Adicionalmente, nem sempre as doses de CBD rotuladas correspondiam à dosagem real. O mesmo estudo reportou ainda que cerca de 35% dos produtos testados continham tetrahidrocanabidiol (THC), a substância psicoativa principal da cannabis (mesmo quando no rótulo se afirmava que o produto estava isento de THC).
Os autores do estudo afirmam ser compreensível que as pessoas recorram aos produtos de CBD para o alívio da dor. Em 2021, a dor crónica afetou cerca de 1 em cada 5 adultos nos EUA. No último estudo realizado em Portugal, em 2008, os resultados indicam que 30% dos portugueses sofrem desta patologia.
“Para muitos pacientes com dor crónica não existe nenhum medicamente suficientemente forte que os ajude a controlar a dor” explica Andrew Moore, primeiro autor do estudo e cientista da Universidade de Oxford.
O investigador acrescenta ainda que “a dor crónica pode ser terrível, o que faz com que estes pacientes procurem alternativas. E isto torna-os vulneráveis às promessas selvagens feitas pelo mercado do CBD”.
A FDA anunciou que o quadro regulamentar relativo à utilização de CBD precisa de ser revisto, uma vez que há uma série de riscos que não são contemplados atualmente. Por enquanto, a FDA está a acompanhar os desenvolvimentos e a emitir avisos regulares sobre a falta de eficácia destes produtos.
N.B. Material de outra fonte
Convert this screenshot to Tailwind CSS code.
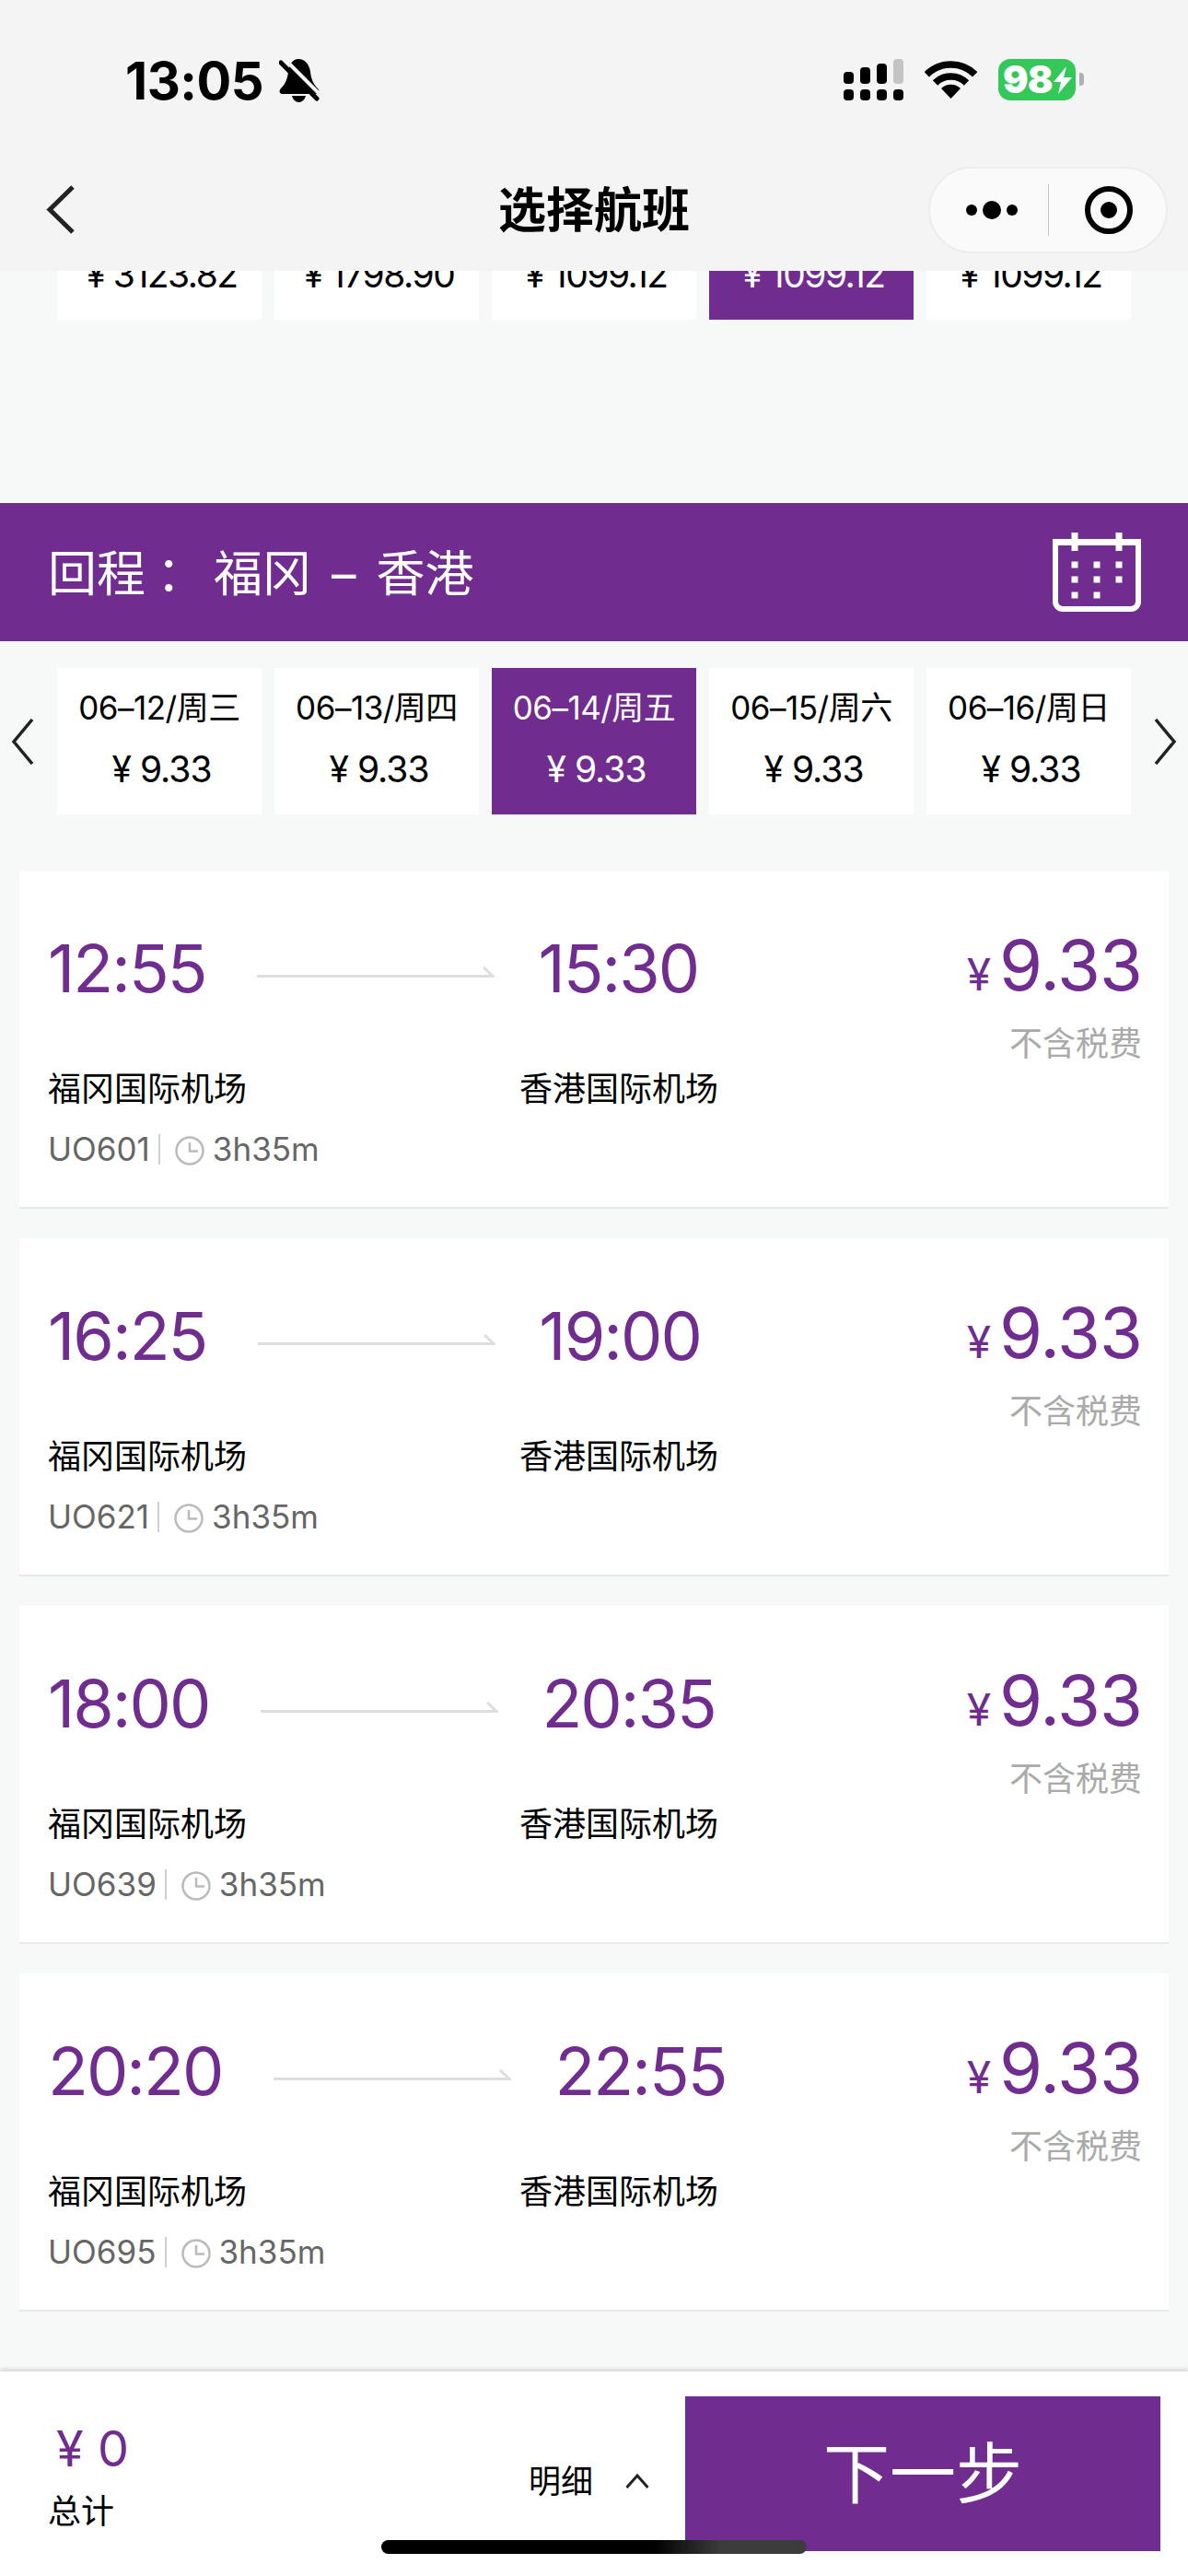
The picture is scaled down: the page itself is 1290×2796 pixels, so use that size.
<!DOCTYPE html>
<html lang="zh-CN">

<head>
  <meta charset="UTF-8">
  <meta name="viewport" content="width=device-width, initial-scale=1.0">
  <title>选择航班</title>
  <script src="https://cdn.jsdelivr.net/npm/@tailwindcss/browser@4"></script>
</head>

<body class="bg-[#f7f9f8] text-black font-['Inter','Noto_Sans_CJK_SC',sans-serif]">
  <div class="relative w-[1290px] h-[2796px] overflow-hidden flex flex-col">

    <!-- Status bar + title bar -->
    <header class="h-[294px] shrink-0 bg-[#f4f4f4] relative z-10">
      <div class="h-[174px] flex justify-between">
        <div class="flex items-start pt-[57px] pl-[136px] gap-[17px]">
          <span class="text-[56px] leading-[62px] font-bold tracking-[-0.5px]">13:05</span>
          <svg class="mt-[6px]" width="46" height="48" viewBox="0 0 46 48">
            <path d="M21 1c7 0 12 6 13 14 1 9 4 14 8 18 2 2 2 5-1 6H3c-3-1-3-4-1-6 4-4 7-9 8-18 1-8 5-14 11-14z" fill="#000" />
            <path d="M14 41h15c-1 4-4 7-7.500 7s-6.500-3-7.500-7z" fill="#000" />
            <path d="M5 0l41 41" stroke="#f4f4f4" stroke-width="4" />
            <path d="M2 5l39 39" stroke="#000" stroke-width="5" stroke-linecap="round" />
          </svg>
        </div>
        <div class="flex items-start pt-[64px] pr-[113px]">
          <div class="grid grid-cols-4 gap-x-[7px] gap-y-[6px] w-[65px]">
            <div class="h-[27px] flex items-end"><div class="w-full h-[13px] rounded-[4px] bg-black"></div></div>
            <div class="h-[27px] flex items-end"><div class="w-full h-[18px] rounded-[4px] bg-black"></div></div>
            <div class="h-[27px] flex items-end"><div class="w-full h-[22px] rounded-[4px] bg-black"></div></div>
            <div class="h-[27px] flex items-end"><div class="w-full h-[27px] rounded-[4px] bg-[#c4c4c4]"></div></div>
            <div class="h-[12px] rounded-[4px] bg-black"></div>
            <div class="h-[12px] rounded-[4px] bg-black"></div>
            <div class="h-[12px] rounded-[4px] bg-black"></div>
            <div class="h-[12px] rounded-[4px] bg-black"></div>
          </div>
          <svg class="ml-[23px] mt-[1px]" width="57" height="42" viewBox="0 0 57 42">
            <path d="M2.300 15.800A37 37 0 0 1 54.700 15.800" fill="none" stroke="#000" stroke-width="7.500" />
            <path d="M11.500 25A24 24 0 0 1 45.500 25" fill="none" stroke="#000" stroke-width="7.500" />
            <path d="M28.500 42L18 31A15 15 0 0 1 39 31Z" fill="#000" />
          </svg>
          <div class="ml-[23px] w-[84px] h-[45px] rounded-[13px] bg-[#34c759] flex items-center pl-[5px] text-white text-[41px] leading-none font-black tracking-[-1px]">
            98<svg class="ml-[1px]" width="20" height="30" viewBox="0 0 20 30"><path d="M14 0L0 17h8L5 30 20 12h-9z" fill="#fff" /></svg>
          </div>
          <div class="ml-[4px] mt-[15px] w-[5px] h-[14px] rounded-r-[4px] bg-[#b0b0b0]"></div>
        </div>
      </div>
      <div class="h-[120px] relative flex items-start justify-center">
        <svg class="absolute left-[49px] top-[26px]" width="34" height="55" viewBox="0 0 34 55">
          <path d="M30 3L5 27.500 30 52" fill="none" stroke="#222" stroke-width="5" />
        </svg>
        <h1 class="mt-[24px] text-[52px] leading-[62px] font-semibold">选择航班</h1>
        <div class="absolute left-[1008px] top-[7px] w-[260px] h-[94px] rounded-[47px] bg-[#fafafa] border-2 border-[#ececec] flex items-center">
          <svg class="ml-[39px] shrink-0" width="56" height="20" viewBox="0 0 56 20">
            <circle cx="6" cy="10" r="6" />
            <circle cx="28" cy="10" r="10" />
            <circle cx="50" cy="10" r="6" />
          </svg>
          <div class="ml-[33px] w-[1px] h-[56px] bg-[#c8c8c8] shrink-0"></div>
          <svg class="ml-[39px] shrink-0" width="52" height="52" viewBox="0 0 52 52">
            <circle cx="26" cy="26" r="23" fill="none" stroke="#000" stroke-width="6" />
            <circle cx="26" cy="26" r="9" />
          </svg>
        </div>
      </div>
    </header>

    <!-- Outbound date strip, scrolled under the header -->
    <div class="h-[53px] shrink-0 overflow-hidden flex items-end gap-[14px] pl-[62px]">
      <div class="w-[222px] h-[159px] shrink-0 bg-white flex items-end justify-center pl-[5px] pb-[27px] text-[39px] leading-[44px] tracking-[-1.5px]">¥ 3123.82</div>
      <div class="w-[222px] h-[159px] shrink-0 bg-white flex items-end justify-center pl-[5px] pb-[27px] text-[39px] leading-[44px] tracking-[-1.5px]">¥ 1798.90</div>
      <div class="w-[222px] h-[159px] shrink-0 bg-white flex items-end justify-center pl-[5px] pb-[27px] text-[39px] leading-[44px] tracking-[-1.5px]">¥ 1099.12</div>
      <div class="w-[222px] h-[159px] shrink-0 bg-[#702c8f] text-white flex items-end justify-center pl-[5px] pb-[27px] text-[39px] leading-[44px] tracking-[-1.5px]">¥ 1099.12</div>
      <div class="w-[222px] h-[159px] shrink-0 bg-white flex items-end justify-center pl-[5px] pb-[27px] text-[39px] leading-[44px] tracking-[-1.5px]">¥ 1099.12</div>
    </div>

    <!-- Return section title -->
    <div class="mt-[199px] h-[150px] shrink-0 bg-[#702c8f] text-white flex items-center justify-between pl-[52px] pr-[51px]">
      <div class="pt-[3px] text-[53px] leading-[60px] flex items-center">
        <span>回程</span><span class="ml-[12px] mr-[9px]">：</span><span>福冈</span><span class="mx-[22px]">–</span><span>香港</span>
      </div>
      <svg width="96" height="87" viewBox="0 0 96 87" fill="none">
        <path d="M3 10v65a8 8 0 0 0 8 8h74a8 8 0 0 0 8-8V10" stroke="#fff" stroke-width="6" />
        <rect x="0" y="7" width="96" height="7" fill="#fff" />
        <rect x="20.500" y="0" width="7" height="20" fill="#fff" />
        <rect x="68.500" y="0" width="7" height="20" fill="#fff" />
        <rect x="20.500" y="31.500" width="7" height="7" fill="#fff" /><rect x="44.500" y="31.500" width="7" height="7" fill="#fff" /><rect x="68.500" y="31.500" width="7" height="7" fill="#fff" />
        <rect x="20.500" y="47.500" width="7" height="7" fill="#fff" /><rect x="44.500" y="47.500" width="7" height="7" fill="#fff" /><rect x="68.500" y="47.500" width="7" height="7" fill="#fff" />
        <rect x="20.500" y="64.500" width="7" height="7" fill="#fff" /><rect x="44.500" y="64.500" width="7" height="7" fill="#fff" />
      </svg>
    </div>

    <!-- Return date strip -->
    <div class="mt-[29px] h-[159px] shrink-0 flex items-center justify-between px-[12px]">
      <svg width="26" height="50" viewBox="0 0 26 50"><path d="M23 1L3 25l20 24" fill="none" stroke="#222" stroke-width="3.500" /></svg>
      <div class="flex gap-[14px]">
        <div class="w-[222px] h-[159px] bg-white flex flex-col items-center pt-[20px] gap-[22px]"><span class="text-[35px] leading-[46px] tracking-[-0.5px] whitespace-nowrap">06–12/周三</span><span class="pl-[5px] text-[39px] leading-[44px] tracking-[-1px]">¥ 9.33</span></div>
        <div class="w-[222px] h-[159px] bg-white flex flex-col items-center pt-[20px] gap-[22px]"><span class="text-[35px] leading-[46px] tracking-[-0.5px] whitespace-nowrap">06–13/周四</span><span class="pl-[5px] text-[39px] leading-[44px] tracking-[-1px]">¥ 9.33</span></div>
        <div class="w-[222px] h-[159px] bg-[#702c8f] text-white flex flex-col items-center pt-[20px] gap-[22px]"><span class="text-[35px] leading-[46px] tracking-[-0.5px] whitespace-nowrap">06–14/周五</span><span class="pl-[5px] text-[39px] leading-[44px] tracking-[-1px]">¥ 9.33</span></div>
        <div class="w-[222px] h-[159px] bg-white flex flex-col items-center pt-[20px] gap-[22px]"><span class="text-[35px] leading-[46px] tracking-[-0.5px] whitespace-nowrap">06–15/周六</span><span class="pl-[5px] text-[39px] leading-[44px] tracking-[-1px]">¥ 9.33</span></div>
        <div class="w-[222px] h-[159px] bg-white flex flex-col items-center pt-[20px] gap-[22px]"><span class="text-[35px] leading-[46px] tracking-[-0.5px] whitespace-nowrap">06–16/周日</span><span class="pl-[5px] text-[39px] leading-[44px] tracking-[-1px]">¥ 9.33</span></div>
      </div>
      <svg width="26" height="50" viewBox="0 0 26 50"><path d="M3 1l20 24L3 49" fill="none" stroke="#222" stroke-width="3.500" /></svg>
    </div>

    <!-- Flights -->
    <div class="mt-[61px] px-[21px] flex flex-col gap-[32px]">

      <div class="h-[367px] bg-white border-b-2 border-[#e8e8e8] flex justify-between pl-[31px] pr-[29px]">
        <div class="w-[800px]">
          <div class="mt-[66px] h-[80px] flex items-center">
            <span class="text-[72px] leading-[80px] text-[#702c8f] tracking-[-2px]">12:55</span>
            <svg class="ml-[56px] mt-[8px] shrink-0" width="258" height="12" viewBox="0 0 258 12" fill="none"><path d="M0 10.500h256L246 1" stroke="#dedede" stroke-width="3" /></svg>
            <span class="ml-[47px] text-[72px] leading-[80px] text-[#702c8f] tracking-[-2px]">15:30</span>
          </div>
          <div class="mt-[66px] h-[50px] grid grid-cols-[512px_1fr] items-center text-[36px] leading-[50px] whitespace-nowrap">
            <span>福冈国际机场</span><span>香港国际机场</span>
          </div>
          <div class="mt-[20px] h-[40px] flex items-center text-[35px] leading-[40px] text-[#666]">
            <span>UO601</span>
            <div class="ml-[9px] w-[2px] h-[33px] bg-[#d0d0d0]"></div>
            <svg class="ml-[16px] mr-[9px] mt-[3px]" width="32" height="32" viewBox="0 0 32 32" fill="none"><circle cx="16" cy="16" r="14.500" stroke="#bbb" stroke-width="2.500" /><path d="M16 7v9.500h9" stroke="#bbb" stroke-width="2.500" /></svg>
            <span>3h35m</span>
          </div>
        </div>
        <div class="flex flex-col items-end">
          <div class="mt-[62px] h-[80px] flex items-baseline text-[#702c8f]"><span class="text-[48px] mr-[9px]">¥</span><span class="text-[76px] leading-[80px] tracking-[-1px]">9.33</span></div>
          <div class="mt-[26px] h-[40px] text-[36px] leading-[40px] text-[#aaa]">不含税费</div>
        </div>
      </div>

      <div class="h-[367px] bg-white border-b-2 border-[#e8e8e8] flex justify-between pl-[31px] pr-[29px]">
        <div class="w-[800px]">
          <div class="mt-[66px] h-[80px] flex items-center">
            <span class="text-[72px] leading-[80px] text-[#702c8f] tracking-[-2px]">16:25</span>
            <svg class="ml-[56px] mt-[8px] shrink-0" width="258" height="12" viewBox="0 0 258 12" fill="none"><path d="M0 10.500h256L246 1" stroke="#dedede" stroke-width="3" /></svg>
            <span class="ml-[47px] text-[72px] leading-[80px] text-[#702c8f] tracking-[-2px]">19:00</span>
          </div>
          <div class="mt-[66px] h-[50px] grid grid-cols-[512px_1fr] items-center text-[36px] leading-[50px] whitespace-nowrap">
            <span>福冈国际机场</span><span>香港国际机场</span>
          </div>
          <div class="mt-[20px] h-[40px] flex items-center text-[35px] leading-[40px] text-[#666]">
            <span>UO621</span>
            <div class="ml-[9px] w-[2px] h-[33px] bg-[#d0d0d0]"></div>
            <svg class="ml-[16px] mr-[9px] mt-[3px]" width="32" height="32" viewBox="0 0 32 32" fill="none"><circle cx="16" cy="16" r="14.500" stroke="#bbb" stroke-width="2.500" /><path d="M16 7v9.500h9" stroke="#bbb" stroke-width="2.500" /></svg>
            <span>3h35m</span>
          </div>
        </div>
        <div class="flex flex-col items-end">
          <div class="mt-[62px] h-[80px] flex items-baseline text-[#702c8f]"><span class="text-[48px] mr-[9px]">¥</span><span class="text-[76px] leading-[80px] tracking-[-1px]">9.33</span></div>
          <div class="mt-[26px] h-[40px] text-[36px] leading-[40px] text-[#aaa]">不含税费</div>
        </div>
      </div>

      <div class="h-[367px] bg-white border-b-2 border-[#e8e8e8] flex justify-between pl-[31px] pr-[29px]">
        <div class="w-[800px]">
          <div class="mt-[66px] h-[80px] flex items-center">
            <span class="text-[72px] leading-[80px] text-[#702c8f] tracking-[-2px]">18:00</span>
            <svg class="ml-[56px] mt-[8px] shrink-0" width="258" height="12" viewBox="0 0 258 12" fill="none"><path d="M0 10.500h256L246 1" stroke="#dedede" stroke-width="3" /></svg>
            <span class="ml-[47px] text-[72px] leading-[80px] text-[#702c8f] tracking-[-2px]">20:35</span>
          </div>
          <div class="mt-[66px] h-[50px] grid grid-cols-[512px_1fr] items-center text-[36px] leading-[50px] whitespace-nowrap">
            <span>福冈国际机场</span><span>香港国际机场</span>
          </div>
          <div class="mt-[20px] h-[40px] flex items-center text-[35px] leading-[40px] text-[#666]">
            <span>UO639</span>
            <div class="ml-[9px] w-[2px] h-[33px] bg-[#d0d0d0]"></div>
            <svg class="ml-[16px] mr-[9px] mt-[3px]" width="32" height="32" viewBox="0 0 32 32" fill="none"><circle cx="16" cy="16" r="14.500" stroke="#bbb" stroke-width="2.500" /><path d="M16 7v9.500h9" stroke="#bbb" stroke-width="2.500" /></svg>
            <span>3h35m</span>
          </div>
        </div>
        <div class="flex flex-col items-end">
          <div class="mt-[62px] h-[80px] flex items-baseline text-[#702c8f]"><span class="text-[48px] mr-[9px]">¥</span><span class="text-[76px] leading-[80px] tracking-[-1px]">9.33</span></div>
          <div class="mt-[26px] h-[40px] text-[36px] leading-[40px] text-[#aaa]">不含税费</div>
        </div>
      </div>

      <div class="h-[367px] bg-white border-b-2 border-[#e8e8e8] flex justify-between pl-[31px] pr-[29px]">
        <div class="w-[800px]">
          <div class="mt-[66px] h-[80px] flex items-center">
            <span class="text-[72px] leading-[80px] text-[#702c8f] tracking-[-2px]">20:20</span>
            <svg class="ml-[56px] mt-[8px] shrink-0" width="258" height="12" viewBox="0 0 258 12" fill="none"><path d="M0 10.500h256L246 1" stroke="#dedede" stroke-width="3" /></svg>
            <span class="ml-[47px] text-[72px] leading-[80px] text-[#702c8f] tracking-[-2px]">22:55</span>
          </div>
          <div class="mt-[66px] h-[50px] grid grid-cols-[512px_1fr] items-center text-[36px] leading-[50px] whitespace-nowrap">
            <span>福冈国际机场</span><span>香港国际机场</span>
          </div>
          <div class="mt-[20px] h-[40px] flex items-center text-[35px] leading-[40px] text-[#666]">
            <span>UO695</span>
            <div class="ml-[9px] w-[2px] h-[33px] bg-[#d0d0d0]"></div>
            <svg class="ml-[16px] mr-[9px] mt-[3px]" width="32" height="32" viewBox="0 0 32 32" fill="none"><circle cx="16" cy="16" r="14.500" stroke="#bbb" stroke-width="2.500" /><path d="M16 7v9.500h9" stroke="#bbb" stroke-width="2.500" /></svg>
            <span>3h35m</span>
          </div>
        </div>
        <div class="flex flex-col items-end">
          <div class="mt-[62px] h-[80px] flex items-baseline text-[#702c8f]"><span class="text-[48px] mr-[9px]">¥</span><span class="text-[76px] leading-[80px] tracking-[-1px]">9.33</span></div>
          <div class="mt-[26px] h-[40px] text-[36px] leading-[40px] text-[#aaa]">不含税费</div>
        </div>
      </div>
    </div>

    <!-- Bottom bar -->
    <footer class="absolute left-0 right-0 bottom-0 h-[222px] bg-white shadow-[0_-3px_4px_rgba(0,0,0,0.12)] flex">
      <div class="pl-[52px] pt-[54px] w-[574px] shrink-0">
        <div class="text-[54px] leading-[60px] text-[#702c8f] pl-[9px]">¥ 0</div>
        <div class="mt-[15px] text-[36px] leading-[46px]">总计</div>
      </div>
      <div class="w-[170px] shrink-0 pt-[94px] flex items-start">
        <span class="text-[35px] leading-[50px]">明细</span>
        <svg class="ml-[35px] mt-[17px]" width="26" height="16" viewBox="0 0 26 16" fill="none"><path d="M1.500 15L13 2l11.500 13" stroke="#222" stroke-width="3" /></svg>
      </div>
      <button class="mt-[27px] w-[516px] h-[168px] bg-[#702c8f] text-white text-[72px]">下一步</button>
    </footer>

    <!-- Home indicator -->
    <div class="absolute z-20 left-[414px] top-[2757px] w-[462px] h-[15px] rounded-[8px] bg-[linear-gradient(to_right,#000_64%,#3c3c3c_80%)]"></div>
  </div>
</body>

</html>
“Não pode haver desculpas para enganar o público”, afirmam os investigadores no estudo, reforçando que há ainda um longo caminho a percorrer quanto à regulamentação da venda de produtos de CBD.
“Isto significa que não há proteção ao consumidor”, explica Moore. “E sem um órgão de compensação para controlar as marcas que comercializam CBD, é improvável que as falsas promessas disseminadas diminuam nos próximos anos”, acrescenta.